15. In Dilawar Singh v. State of Haryana, (2015) 1 SCC 737, the Supreme Court reiterated the same in paragraphs 36 and 37 as under :

"36. The court of appeal would not ordinarily interfere with the order of acquittal unless the approach is vitiated by manifest illegality. In an appeal against acquittal, this Court will not interfere with an order of acquittal merely because on the evaluation of the evidence, a different plausible view may arise and views taken by the courts below is not correct. In other words, this Court must come to the conclusion that the views taken by the learned courts below, while acquitting, cannot be the views of a reasonable person on the material on record.
36. In Chandrappa v.

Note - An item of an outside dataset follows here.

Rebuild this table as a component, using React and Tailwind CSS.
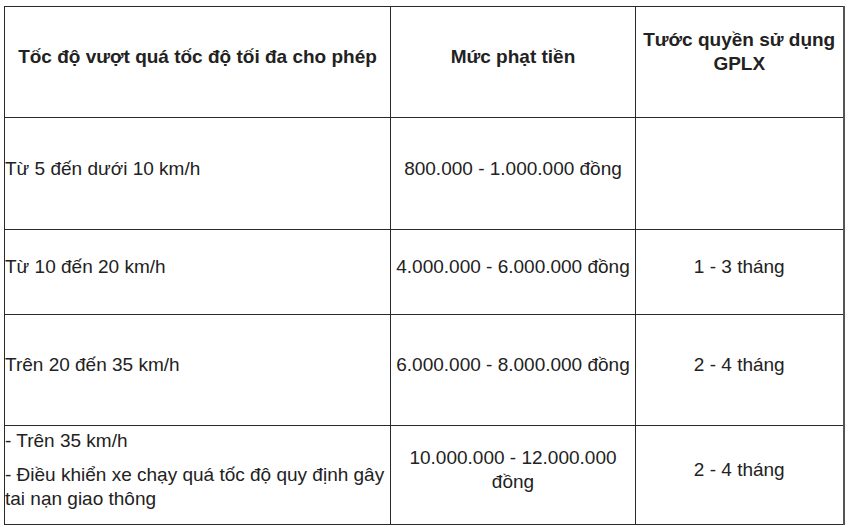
const rows = [
  {
    speed: ['Từ 5 đến dưới 10 km/h'],
    fine: '800.000 - 1.000.000 đồng',
    license: '',
    h: 'h-[112px]',
  },
  {
    speed: ['Từ 10 đến 20 km/h'],
    fine: '4.000.000 - 6.000.000 đồng',
    license: '1 - 3 tháng',
    h: 'h-[85px]',
  },
  {
    speed: ['Trên 20 đến 35 km/h'],
    fine: '6.000.000 - 8.000.000 đồng',
    license: '2 - 4 tháng',
    h: 'h-[111px]',
  },
  {
    speed: ['- Trên 35 km/h', '- Điều khiển xe chạy quá tốc độ quy định gây tai nạn giao thông'],
    fine: '10.000.000 - 12.000.000 đồng',
    license: '2 - 4 tháng',
    h: 'h-[99px]',
  },
];

export default function App() {
  return (
    <div className="bg-white w-[850px] h-[527px] pt-[6px] pl-[4px] font-['Liberation_Sans',Arial,sans-serif] text-[#222] text-[19px] leading-[24px]">
      <table className="w-[839px] border-collapse table-fixed">
        <colgroup>
          <col className="w-[386px]" />
          <col className="w-[245px]" />
          <col className="w-[208px]" />
        </colgroup>
        <thead>
          <tr className="h-[111px]">
            <th className="border border-[#2a2a2a] font-bold text-center align-middle px-[4px]">
              <p className="mb-[10px]">Tốc độ vượt quá tốc độ tối đa cho phép</p>
            </th>
            <th className="border border-[#2a2a2a] font-bold text-center align-middle">
              <p className="mb-[10px]">Mức phạt tiền</p>
            </th>
            <th className="border border-[#2a2a2a] border-r-2 border-r-[#555] font-bold text-center align-middle">
              <p className="mb-[20px]">Tước quyền sử dụng GPLX</p>
            </th>
          </tr>
        </thead>
        <tbody>
          {rows.map((row, i) => (
            <tr key={i} className={row.h}>
              <td className="border border-[#2a2a2a] align-middle">
                {row.speed.map((line, j) => (
                  <p key={j} className="mb-[10px]">{line}</p>
                ))}
              </td>
              <td className="border border-[#2a2a2a] text-center align-middle px-[2px]">
                <p className="mb-[10px]">{row.fine}</p>
              </td>
              <td className="border border-[#2a2a2a] border-r-2 border-r-[#555] text-center align-middle">
                <p className="mb-[10px]">{row.license}</p>
              </td>
            </tr>
          ))}
        </tbody>
      </table>
    </div>
  );
}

State of Karnataka, the scope of power of appellate court dealing with an appeal against acquittal has been considered and this Court held as under: (SCC p.432 para 42) "42....(4) An appellate court, however, must bear in mind that in case of acquittal, there is double presumption in favour of the accused. Firstly, the presumption of innocence is available to him under the fundamental principle of criminal jurisprudence that every person shall be presumed to be innocent unless he is proved guilty by a competent court of law. Secondly, the accused having secured his acquittal, the presumption of his innocence is further reinforced, reaffirmed and strengthened by the trial court.
(5) If two reasonable conclusions are possible on the basis of the evidence on record, the appellate court should not disturb the finding of acquittal recorded by the trial court."

Unless there are substantial and compelling reasons, the order of acquittal is not required to be reversed in appeal. It has been so stated in State of Rajasthan v. Shera Ram."

16. Considering the above legal position and the factual aspects of the case, we are of the considered view that the trial Judge was fully justified in acquitting the accused-respondents.

17. Taking all the circumstances as it is, leave as prayed for by the State, is refused. Hence, the appeal is dismissed at the admission stage itself.